Sunday, September 7, 2014

Touch: A Thing of the Pianistic Past?

As more and more people form their impressions of music from recordings it becomes harder and harder to make a case for touch as a fundamental conveyor of musical meaning.  Very few recording producers have any notion of how central this is to piano music.

Touch was very beautifully identified as the most alive of all the senses in an op-ed piece in the New York Times of Sunday August 31.  The author, a philosophy professor at Boston University, bemoans the replacement of human touch, that most sensitive event, with touchscreen, its exact opposite. 
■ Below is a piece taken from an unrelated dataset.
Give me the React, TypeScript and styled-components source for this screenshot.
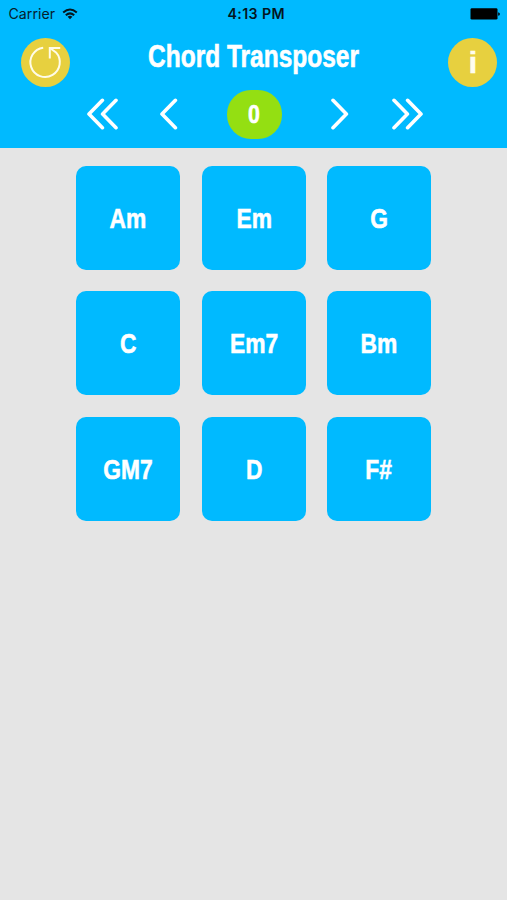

In order to cultivate touch there must be sound differentials, many of which, once innate to the piano, are being engineered out of piano design.  Take the difference between white and black key leverage, therefore resonance.  It was some ingenious Frenchman who got the idea that all five fingers should sound alike, whence probably came the notion that all keys should sound alike, whence came the inability to hear slight differences between tone qualities associated with leverage, with position of the finger on the key, etc. 

These are not things that only advanced pianists hear and use.  In fact, many so-called advanced players have such firmly equalified techniques that they can no longer hear tiny differentials in the sounds they make.  But children hear the differences and are fascinated by them, as who wouldn't be if given the chance to relish them?

Sorry, folks, commercial recordings just aren't up to the task.